O que o sr. espera de Paris?
Algum tipo de sistema de compromissos que possam ser acompanhados. Mas não haverá nenhum sistema internacional de reduções compulsórias de emissões, com sanções. Não vai acontecer.

O sr. leu o "Manifesto Ecomodernista"? Os autores parecem bem confiantes em soluções tecnológicas.
Para quase todo problema ambiental, tenderemos a ver a solução como tecnológica -carros híbridos, uma nova geração de baterias. No entanto, as soluções tecnológicas muitas vezes já existiam muito antes de se tornarem competitivas. Os catalisadores para carros foram inventados nos anos 1920. Inventar uma tecnologia é fácil, difícil é disseminá-la.
Quando se lê pessoas envolvidas nesse movimento ecomodernista, raramente se encontra algo sobre a preservação de ambientes selvagens, de espécies animais, e isso é parte importante do ambientalismo, também.

*Um dos argumentos em seu livro é que não fomos equipados pela evolução com as ferramentas cognitivas para lidar com a questão complicada da mudança do clima. *
Mas certos "empurrõezinhos" podem nos ajudar. O gás que usamos nos fogões não tem odor. Ele nos mataria se não adicionássemos um cheiro que sinalize vazamentos ao sistema sensorial.
O CO2 é um gás insípido, incolor e inodoro. Num experimento mental, podemos imaginar que ele seja verde e tenha um cheiro terrível. Será que com isso reagiríamos de maneira mais agressiva a ele?

Que odor o sr. adicionaria à mudança do clima?
Não sei se isso responde sua pergunta, mas precisamos enxergá-la como um problema único e cognitivamente desafiador.
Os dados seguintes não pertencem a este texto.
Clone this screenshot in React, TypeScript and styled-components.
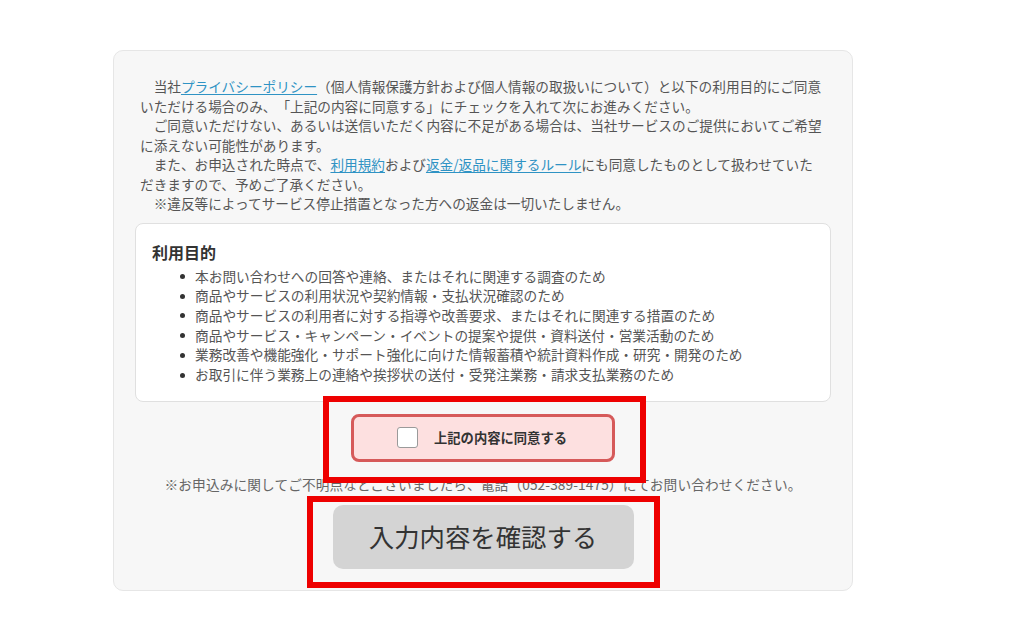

Isso é o que me separa de alguns outros escritores, incluindo Naomi Klein. Há essa tendência incrível a assimilar a mudança do clima a outros problemas e dizer: ah, é o capitalismo, ou mais um problema de poluição. Para mim, não é um problema como os outros, é um problema novo.

Então o sr. não concorda com Naomi Klein que o problema esteja no capitalismo?
Sim. Eu nunca sei direito qual seria a alternativa ao capitalismo. As sociedades mais variadas do mundo se voltaram para os combustíveis fósseis, que claramente possuem vantagens.